Excerpt from trinidadexpress.com
Despite ongoing global consultation at the Climate and Biodiversity Conference of Parties, the natural world is drifting to its extinction. According to the Global Assessment Report on Biodiversity and Ecosystem Services, human activities have already profoundly altered 75 per cent of the terrestrial ecosystems, 50 per cent of water streams, and 40 per cent of the marine environment, with one-third of the carbon emissions since the industrial revolution already lying in and acidifying the ocean.
In the Caribbean, the impact of climate change is felt by frequent hurricanes, floods, droughts, extreme heat waves, coral reefs bleaching, sea-level rise, food and freshwater shortages, and health hazards. Yet, these extremes are already increasing in frequency and severity due to our inability as humans to protect our biodiversity, heal our ocean, and close the “emissions gap” by keeping through the path of the 1.5-degree warming limit.
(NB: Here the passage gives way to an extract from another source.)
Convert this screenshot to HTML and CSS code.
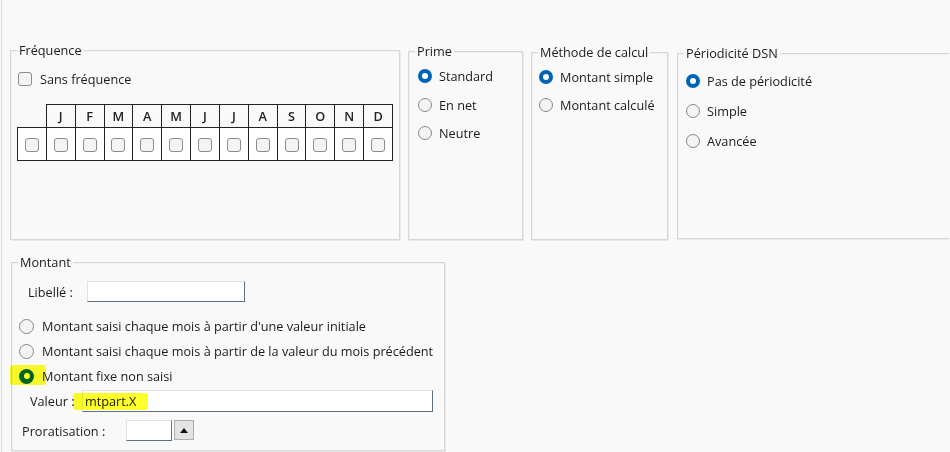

International Day for Biological Diversity on May 22, World Environment Day on June 5 and World Oceans Day on June 8 are observed to inform on the importance to preserve our common natural heritage. These days coincide with the beginning of the rainy season in Trinidad and Tobago and the rest of the Caribbean. With the upcoming heavy precipitations also comes the painful memory of devastations caused by past hurricanes and torrential rainfalls. In 1963, Hurricane Flora, known as one of the deadliest Atlantic hurricanes, killed 7,200 people during its 17-day lifespan. In Trinidad and Tobago, 6,000 houses were damaged, 75 per cent of the forest trees were blown down, and half of the coconut and cocoa trees were decimated, breaking the biodiversity balance of the islands. Trinidad and Tobago experienced, during that event, their largest mudslide, which flowed several hundred metres from Mount Dillon onto near Castara in the north of Tobago. Marine species paid their death toll because of the rough undercurrents and dramatic changes in water habitat, temperature and salinity that stemmed from Hurricane Flora. Scientists forecast such disasters will happen again and again, sooner rather than later. The true question remains whether we are prepared enough to face them.